While Duignan said in her report that Navistar’s technology “looks workable” and is being used on smaller engines in Brazil, she raised additional issues.

“Navistar’s big-bore engines will still have to be tested for millions of miles,” she said. “EPA and CARB are apparently supportive of management’s strategy, though this does not imply automatic approval.”

Also to be determined is the outcome of a lawsuit brought by competitors that aims to force

EPA to increase the penalties it assesses Navistar for selling engines that do not comply with 2010 emissions requirements.

A federal judge last month threw out the agency’s interim rule that established the existing penalties after the competitors filed the lawsuit. The case is still being litigated (6-18, p. 1).

“The ongoing use of noncompliance penalties and elevated engineering costs [to design the new emissions system] are likely to weigh on margins,” Duignan said.

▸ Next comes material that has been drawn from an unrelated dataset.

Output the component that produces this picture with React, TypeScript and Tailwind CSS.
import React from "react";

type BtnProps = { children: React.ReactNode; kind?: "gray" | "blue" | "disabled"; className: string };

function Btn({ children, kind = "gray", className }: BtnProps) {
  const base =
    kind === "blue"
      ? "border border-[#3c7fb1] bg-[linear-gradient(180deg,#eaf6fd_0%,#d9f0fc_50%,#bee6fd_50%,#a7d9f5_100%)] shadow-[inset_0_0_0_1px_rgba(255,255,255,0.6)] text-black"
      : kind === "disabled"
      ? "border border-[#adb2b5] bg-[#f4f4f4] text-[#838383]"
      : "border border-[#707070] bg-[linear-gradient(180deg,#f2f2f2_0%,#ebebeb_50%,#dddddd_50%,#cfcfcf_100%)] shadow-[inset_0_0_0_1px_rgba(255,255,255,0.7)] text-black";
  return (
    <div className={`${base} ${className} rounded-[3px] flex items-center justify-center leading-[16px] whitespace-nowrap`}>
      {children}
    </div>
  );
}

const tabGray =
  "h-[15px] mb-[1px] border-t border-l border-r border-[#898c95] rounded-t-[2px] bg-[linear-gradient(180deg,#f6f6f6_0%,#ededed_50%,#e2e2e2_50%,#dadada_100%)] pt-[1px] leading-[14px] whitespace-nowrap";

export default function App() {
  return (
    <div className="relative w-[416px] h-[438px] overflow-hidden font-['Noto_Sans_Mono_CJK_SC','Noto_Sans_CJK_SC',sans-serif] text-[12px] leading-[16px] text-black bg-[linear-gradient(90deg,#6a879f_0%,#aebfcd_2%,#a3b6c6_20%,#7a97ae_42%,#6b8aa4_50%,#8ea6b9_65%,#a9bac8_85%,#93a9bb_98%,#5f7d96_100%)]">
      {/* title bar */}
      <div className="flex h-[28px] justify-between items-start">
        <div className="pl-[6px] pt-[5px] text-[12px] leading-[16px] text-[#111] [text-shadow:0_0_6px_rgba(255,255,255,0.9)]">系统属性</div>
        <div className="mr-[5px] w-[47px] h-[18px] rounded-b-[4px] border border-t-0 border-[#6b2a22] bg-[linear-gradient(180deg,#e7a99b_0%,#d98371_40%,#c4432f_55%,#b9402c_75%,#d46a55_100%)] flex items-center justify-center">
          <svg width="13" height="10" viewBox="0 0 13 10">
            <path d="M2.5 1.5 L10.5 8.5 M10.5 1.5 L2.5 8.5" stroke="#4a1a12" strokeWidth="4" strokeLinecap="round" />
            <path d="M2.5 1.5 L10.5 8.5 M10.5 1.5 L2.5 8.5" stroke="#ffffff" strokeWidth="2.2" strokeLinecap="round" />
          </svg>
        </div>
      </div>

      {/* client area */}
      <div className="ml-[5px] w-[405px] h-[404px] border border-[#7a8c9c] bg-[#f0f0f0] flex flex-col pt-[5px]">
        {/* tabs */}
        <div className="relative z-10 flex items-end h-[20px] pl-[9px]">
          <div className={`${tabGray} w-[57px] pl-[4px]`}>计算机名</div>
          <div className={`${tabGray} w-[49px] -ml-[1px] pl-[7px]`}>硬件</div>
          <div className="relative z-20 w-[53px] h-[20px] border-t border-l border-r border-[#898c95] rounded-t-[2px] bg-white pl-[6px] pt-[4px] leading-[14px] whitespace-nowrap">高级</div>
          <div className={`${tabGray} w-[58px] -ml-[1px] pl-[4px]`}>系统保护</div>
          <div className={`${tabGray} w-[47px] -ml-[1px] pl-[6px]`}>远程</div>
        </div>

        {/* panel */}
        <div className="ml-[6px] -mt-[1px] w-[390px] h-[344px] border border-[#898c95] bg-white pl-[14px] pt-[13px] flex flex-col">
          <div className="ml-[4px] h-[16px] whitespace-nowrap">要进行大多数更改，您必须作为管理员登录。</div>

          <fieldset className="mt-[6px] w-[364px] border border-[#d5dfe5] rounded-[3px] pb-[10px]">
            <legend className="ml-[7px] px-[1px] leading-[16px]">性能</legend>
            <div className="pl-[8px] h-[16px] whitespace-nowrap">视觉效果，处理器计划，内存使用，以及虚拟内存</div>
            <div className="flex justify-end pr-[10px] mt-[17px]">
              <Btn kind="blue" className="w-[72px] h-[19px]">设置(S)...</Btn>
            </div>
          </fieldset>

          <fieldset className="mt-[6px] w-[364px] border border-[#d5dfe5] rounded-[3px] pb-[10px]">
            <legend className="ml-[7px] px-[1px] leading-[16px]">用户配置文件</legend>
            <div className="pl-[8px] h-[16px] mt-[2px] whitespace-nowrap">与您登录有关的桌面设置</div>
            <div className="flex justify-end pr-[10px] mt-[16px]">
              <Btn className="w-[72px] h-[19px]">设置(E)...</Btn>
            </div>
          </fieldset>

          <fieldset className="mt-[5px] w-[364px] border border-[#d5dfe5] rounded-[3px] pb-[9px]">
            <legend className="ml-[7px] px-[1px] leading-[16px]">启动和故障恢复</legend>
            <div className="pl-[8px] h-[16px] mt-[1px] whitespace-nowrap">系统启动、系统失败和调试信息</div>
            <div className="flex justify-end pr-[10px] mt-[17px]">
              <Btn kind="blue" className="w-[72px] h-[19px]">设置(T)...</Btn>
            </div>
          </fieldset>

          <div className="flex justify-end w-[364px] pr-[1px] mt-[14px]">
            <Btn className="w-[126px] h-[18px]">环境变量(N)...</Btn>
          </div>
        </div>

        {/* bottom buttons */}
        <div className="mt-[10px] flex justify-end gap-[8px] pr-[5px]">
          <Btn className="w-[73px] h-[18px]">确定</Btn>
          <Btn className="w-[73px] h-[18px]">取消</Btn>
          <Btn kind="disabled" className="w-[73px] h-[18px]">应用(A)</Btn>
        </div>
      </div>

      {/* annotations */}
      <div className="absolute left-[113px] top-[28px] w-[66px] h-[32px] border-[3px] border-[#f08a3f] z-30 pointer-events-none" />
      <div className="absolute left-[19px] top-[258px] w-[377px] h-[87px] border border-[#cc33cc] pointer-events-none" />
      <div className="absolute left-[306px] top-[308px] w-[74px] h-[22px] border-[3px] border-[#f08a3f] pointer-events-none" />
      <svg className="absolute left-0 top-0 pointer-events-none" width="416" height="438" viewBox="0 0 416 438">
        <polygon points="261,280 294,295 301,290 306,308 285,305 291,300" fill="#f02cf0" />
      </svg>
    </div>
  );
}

“The penalties likely will be much higher . . . and could cost an addition $190 million if there is an increase,” Duignan said in her report.

Navistar didn’t specify how much ICT+ would affect earnings. Last month, Navistar reported a fiscal second-quarter loss and cut its earnings forecast.

“Management credibility remains an issue,” Duignan said, noting investor skepticism.

That skepticism drove Navistar’s stock as low as $21.95 a share last week. The shares have fallen 39% this year.

As the stock fell, investors moved in last week.

Investor Mark Rachesky’s MHR Fund Management LLC raised its stake to 14.9% from 13.8%. That amount is the maximum he could hold before triggering Navistar’s “poison pill,” approved last month to deter a hostile takeover. The hedge fund manager has been pushing for changes at the company.

Carl Icahn, another investor, raised his ownership to 13.2% from 11.9%.

Also, Franklin Templeton Investments raised its ownership to 18.8% from 12.4%. The investor’s filing didn’t trigger the anti-takeover provision because Frank-lin Templeton didn’t indicate an interest in taking an active role in Navistar’s management.

Those three investors now own 46.9% of Navistar’s outstanding shares.